• DATASET SECTION:
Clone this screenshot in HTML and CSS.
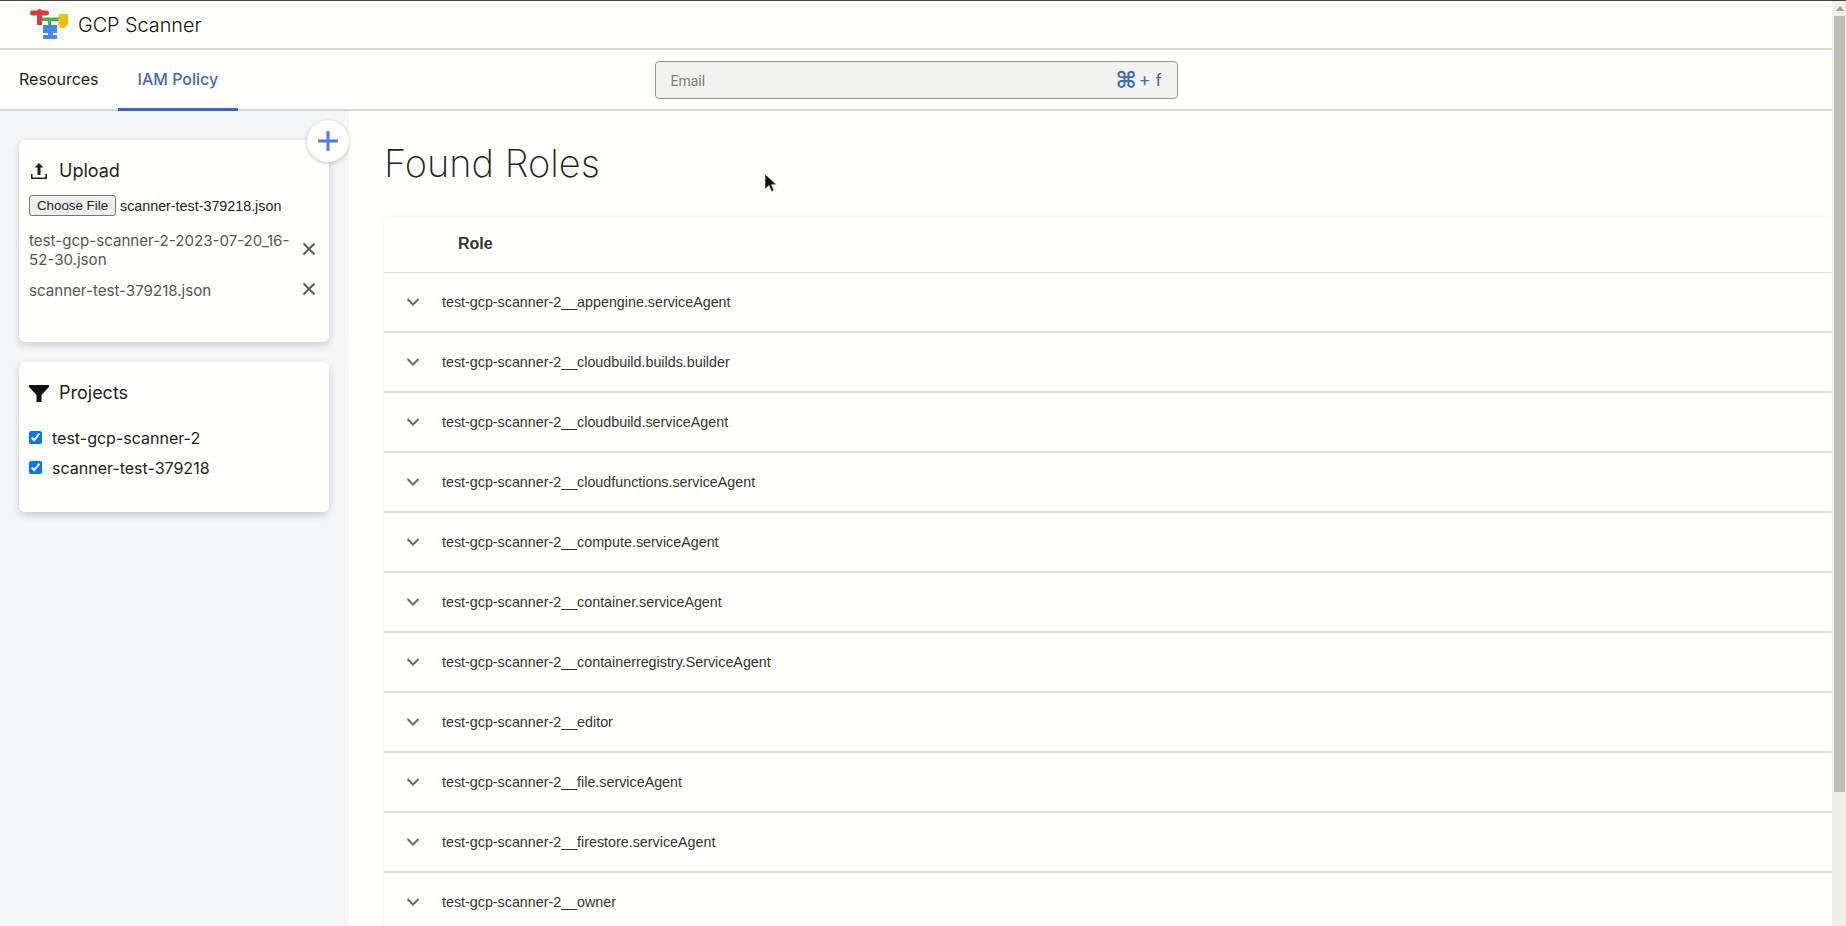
FILE: index.html
```html
<!DOCTYPE html>
<html lang="en">
<head>
    <meta charset="UTF-8">
    <title>GCP Scanner</title>
    <link rel="stylesheet" href="styles.css">
</head>
<body>

    <div class="page">
        <header class="top-bar">
            <svg class="logo" width="40" height="32" viewBox="0 0 40 32">
                <rect x="1" y="3.500" width="19" height="5" rx="2.500" fill="#d93a3a"/>
                <circle cx="10.500" cy="4.500" r="2.500" fill="#d93a3a"/>
                <rect x="8" y="6" width="5" height="12" fill="#d93a3a"/>
                <rect x="13" y="10.500" width="17" height="3.500" fill="#4cae5b"/>
                <rect x="19" y="13" width="3" height="5" fill="#4cae5b"/>
                <rect x="14" y="18" width="14" height="8" fill="#4a86e8"/>
                <rect x="19" y="25" width="5" height="4" fill="#4a86e8"/>
                <rect x="14" y="28" width="14" height="4" fill="#4a86e8"/>
                <path d="M30 7h8.500l.5.500V18l-3 1.500V21h-5v-1.500L29 18z" fill="#eebd10"/>
            </svg>
            <span class="app-name">GCP Scanner</span>
        </header>

        <nav class="tab-bar">
            <div class="tabs">
                <a class="tab">Resources</a>
                <a class="tab active">IAM Policy</a>
            </div>
            <div class="search">
                <span class="search-placeholder">Email</span>
                <span class="shortcut"><span class="cmd">⌘</span> + f</span>
            </div>
        </nav>

        <div class="content">
            <aside class="sidebar">
                <button class="add-button" type="button">
                    <svg width="22" height="22" viewBox="0 0 22 22"><path d="M11 1v20M1 11h20" stroke="#4a7fdc" stroke-width="3"/></svg>
                </button>

                <section class="card upload-card">
                    <h3 class="card-title">
                        <svg class="card-icon" width="24" height="24" viewBox="0 0 24 24"><path d="M4.800 15v4.200h14.400V15" fill="none" stroke="#222" stroke-width="1.600"/><path d="M12 4l4.500 4.500h-3V16h-3V8.500h-3z" fill="#222"/></svg>
                        Upload
                    </h3>
                    <div class="file-picker">
                        <span class="file-button">Choose File</span>
                        <span class="file-name">scanner-test-379218.json</span>
                    </div>
                    <ul class="file-list">
                        <li class="file-item">
                            <span>test-gcp-scanner-2-2023-07-20_16-52-30.json</span>
                            <svg class="remove" width="14" height="14" viewBox="0 0 14 14"><path d="M1.500 1.500l11 11M12.500 1.500l-11 11" stroke="#555" stroke-width="1.800"/></svg>
                        </li>
                        <li class="file-item">
                            <span>scanner-test-379218.json</span>
                            <svg class="remove" width="14" height="14" viewBox="0 0 14 14"><path d="M1.500 1.500l11 11M12.500 1.500l-11 11" stroke="#555" stroke-width="1.800"/></svg>
                        </li>
                    </ul>
                </section>

                <section class="card projects-card">
                    <h3 class="card-title">
                        <svg class="card-icon" width="24" height="24" viewBox="0 0 24 24"><path d="M2 4h20v2l-7.500 8v7h-5v-7L2 6z" fill="#111"/></svg>
                        Projects
                    </h3>
                    <label class="project"><input type="checkbox" checked> test-gcp-scanner-2</label>
                    <label class="project"><input type="checkbox" checked> scanner-test-379218</label>
                </section>
            </aside>

            <main class="main">
                <h1 class="page-title">Found Roles</h1>
                <div class="roles">
                    <div class="roles-head">Role</div>
                    <div class="role-row"><svg class="chevron" width="14" height="8" viewBox="0 0 14 8"><path d="M1.500 1l5.500 5.500L12.500 1" fill="none" stroke="#666" stroke-width="2"/></svg>test-gcp-scanner-2__appengine.serviceAgent</div>
                    <div class="role-row"><svg class="chevron" width="14" height="8" viewBox="0 0 14 8"><path d="M1.500 1l5.500 5.500L12.500 1" fill="none" stroke="#666" stroke-width="2"/></svg>test-gcp-scanner-2__cloudbuild.builds.builder</div>
                    <div class="role-row"><svg class="chevron" width="14" height="8" viewBox="0 0 14 8"><path d="M1.500 1l5.500 5.500L12.500 1" fill="none" stroke="#666" stroke-width="2"/></svg>test-gcp-scanner-2__cloudbuild.serviceAgent</div>
                    <div class="role-row"><svg class="chevron" width="14" height="8" viewBox="0 0 14 8"><path d="M1.500 1l5.500 5.500L12.500 1" fill="none" stroke="#666" stroke-width="2"/></svg>test-gcp-scanner-2__cloudfunctions.serviceAgent</div>
                    <div class="role-row"><svg class="chevron" width="14" height="8" viewBox="0 0 14 8"><path d="M1.500 1l5.500 5.500L12.500 1" fill="none" stroke="#666" stroke-width="2"/></svg>test-gcp-scanner-2__compute.serviceAgent</div>
                    <div class="role-row"><svg class="chevron" width="14" height="8" viewBox="0 0 14 8"><path d="M1.500 1l5.500 5.500L12.500 1" fill="none" stroke="#666" stroke-width="2"/></svg>test-gcp-scanner-2__container.serviceAgent</div>
                    <div class="role-row"><svg class="chevron" width="14" height="8" viewBox="0 0 14 8"><path d="M1.500 1l5.500 5.500L12.500 1" fill="none" stroke="#666" stroke-width="2"/></svg>test-gcp-scanner-2__containerregistry.ServiceAgent</div>
                    <div class="role-row"><svg class="chevron" width="14" height="8" viewBox="0 0 14 8"><path d="M1.500 1l5.500 5.500L12.500 1" fill="none" stroke="#666" stroke-width="2"/></svg>test-gcp-scanner-2__editor</div>
                    <div class="role-row"><svg class="chevron" width="14" height="8" viewBox="0 0 14 8"><path d="M1.500 1l5.500 5.500L12.500 1" fill="none" stroke="#666" stroke-width="2"/></svg>test-gcp-scanner-2__file.serviceAgent</div>
                    <div class="role-row"><svg class="chevron" width="14" height="8" viewBox="0 0 14 8"><path d="M1.500 1l5.500 5.500L12.500 1" fill="none" stroke="#666" stroke-width="2"/></svg>test-gcp-scanner-2__firestore.serviceAgent</div>
                    <div class="role-row"><svg class="chevron" width="14" height="8" viewBox="0 0 14 8"><path d="M1.500 1l5.500 5.500L12.500 1" fill="none" stroke="#666" stroke-width="2"/></svg>test-gcp-scanner-2__owner</div>
                </div>
            </main>
        </div>
    </div>

    <div class="scrollbar">
        <div class="scroll-up"></div>
        <div class="scroll-thumb"></div>
    </div>

    <!-- mouse pointer caught in the screenshot -->
    <svg class="pointer" width="13" height="20" viewBox="0 0 13 20"><path d="M1 1v15l4-3.500 2.500 6 2.500-1-2.500-5.800H12.500z" fill="#111" stroke="#eee" stroke-width=".6"/></svg>

</body>
</html>
```

FILE: styles.css
```css
* {
    box-sizing: border-box;
}

html,
body {
    height: 100%;
}

body {
    margin: 0;
    display: flex;
    overflow: hidden;
    border-top: 1px solid #44463f;
    background-color: #fffffb;
    color: #222;
    font-family: 'Inter', 'Liberation Sans', sans-serif;
}

.page {
    flex: 1;
    min-width: 0;
    display: flex;
    flex-direction: column;
}

.top-bar {
    height: 49px;
    flex: none;
    display: flex;
    align-items: center;
    padding-left: 29px;
    border-bottom: 2px solid #d5d8dc;
}

.logo {
    margin-top: -3px;
}

.app-name {
    margin-left: 9px;
    font-size: 19.800px;
    font-weight: 300;
    color: #111;
}

.tab-bar {
    height: 61px;
    flex: none;
    position: relative;
    display: flex;
    justify-content: center;
    align-items: center;
    border-bottom: 2px solid #d5d8dc;
}

.tabs {
    position: absolute;
    left: 0;
    top: 0;
    bottom: -2px;
    display: flex;
}

.tab {
    display: flex;
    align-items: center;
    padding: 0 20px;
    font-size: 16px;
    color: #222;
    border-bottom: 3px solid transparent;
}

.tab:first-child {
    padding: 0 19px;
}

.tab.active {
    color: #3f68c2;
    font-weight: 500;
    border-bottom-color: #3566cc;
}

.search {
    width: 523px;
    height: 38px;
    display: flex;
    justify-content: space-between;
    align-items: center;
    padding: 0 15px;
    background-color: #f2f3f1;
    border: 1px solid #96968f;
    border-radius: 4px;
}

.search-placeholder {
    font-family: 'Roboto', sans-serif;
    font-size: 14px;
    color: #7d7872;
    padding-top: 2px;
}

.shortcut {
    font-family: 'Roboto', sans-serif;
    font-size: 17px;
    word-spacing: 2px;
    color: #3f68c2;
    display: flex;
    align-items: center;
    gap: 3px;
}

.cmd {
    font-family: 'DejaVu Sans', sans-serif;
    font-size: 23px;
    line-height: 24px;
    font-weight: bold;
}

.content {
    flex: 1;
    min-height: 0;
    display: flex;
}

.sidebar {
    width: 349px;
    flex: none;
    position: relative;
    padding: 29px 20px 0 19px;
    background-color: #f4f6f7;
}

.add-button {
    position: absolute;
    top: 9px;
    right: 0;
    width: 42px;
    height: 42px;
    display: flex;
    align-items: center;
    justify-content: center;
    padding: 0;
    border: none;
    border-radius: 50%;
    background-color: #fffffb;
    box-shadow: 0 1px 4px rgba(0, 0, 0, 0.25);
}

.card {
    background-color: #fffffb;
    border-radius: 6px;
    padding: 0 10px;
    box-shadow: 0 3px 8px rgba(0, 0, 0, 0.18);
}

.upload-card {
    height: 202px;
    margin-bottom: 20px;
}

.projects-card {
    height: 150px;
}

.card-title {
    margin: 0;
    display: flex;
    align-items: center;
    gap: 8px;
    font-size: 18px;
    font-weight: 400;
    line-height: 24px;
    padding-top: 19px;
}

.card-icon {
    margin-left: -2px;
}

.file-picker {
    display: flex;
    align-items: center;
    margin-top: 12px;
    font-family: 'Liberation Sans', sans-serif;
    font-size: 14.300px;
    color: #222;
}

.file-button {
    height: 21px;
    width: 87px;
    display: flex;
    align-items: center;
    justify-content: center;
    margin-right: 4px;
    font-size: 13.330px;
    background-color: #efefef;
    border: 1px solid #767676;
    border-radius: 3px;
}

.file-list {
    list-style: none;
    margin: 15px 0 0;
    padding: 0;
}

.file-item {
    display: flex;
    justify-content: space-between;
    align-items: center;
    padding-right: 3px;
    margin-bottom: 12px;
    font-size: 15.100px;
    line-height: 19px;
    color: #555;
}

.file-item span {
    width: 262px;
}

.remove {
    margin-top: -2px;
}

.file-item:last-child .remove {
    margin-top: -4px;
}

.projects-card .card-title {
    margin-bottom: 18px;
}

.project {
    display: flex;
    align-items: center;
    height: 30px;
    font-size: 16px;
    color: #222;
}

.project input {
    margin: -2px 10px 0 0;
    width: 13px;
    height: 13px;
}

.main {
    flex: 1;
    min-width: 0;
    padding: 0 0 0 35px;
}

.page-title {
    margin: 0;
    height: 106px;
    padding-top: 30px;
    font-size: 38px;
    line-height: 44px;
    font-weight: 200;
    color: #222;
}

.roles {
    border-radius: 4px 4px 0 0;
    box-shadow: 0 0 3px rgba(0, 0, 0, 0.1);
    font-family: 'Liberation Sans', sans-serif;
}

.roles-head {
    height: 56px;
    display: flex;
    align-items: center;
    padding-left: 74px;
    padding-bottom: 2px;
    font-size: 16px;
    font-weight: bold;
    color: #333;
    border-bottom: 1px solid #e2e2de;
}

.role-row {
    height: 60px;
    display: flex;
    align-items: center;
    padding-left: 22px;
    font-size: 14.300px;
    color: #333;
    border-bottom: 2px solid #dfdfdb;
}

.chevron {
    margin-right: 22px;
}

.scrollbar {
    width: 14px;
    flex: none;
    padding: 0 1px 0 2px;
    background-color: #eeeeec;
}

.scroll-up {
    height: 15px;
    display: flex;
    align-items: center;
    justify-content: center;
}

.scroll-up::before {
    content: "";
    border: 4px solid transparent;
    border-top: none;
    border-bottom: 5px solid #a0a09a;
}

.scroll-thumb {
    height: 776px;
    background-color: #bebeb9;
}

.pointer {
    position: absolute;
    left: 764px;
    top: 173px;
}
```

• OBJECTIVE: Every line of the listing that holds "screenshot" is to be counted; give only the resulting number.

• THE COMPLETED TASK: 2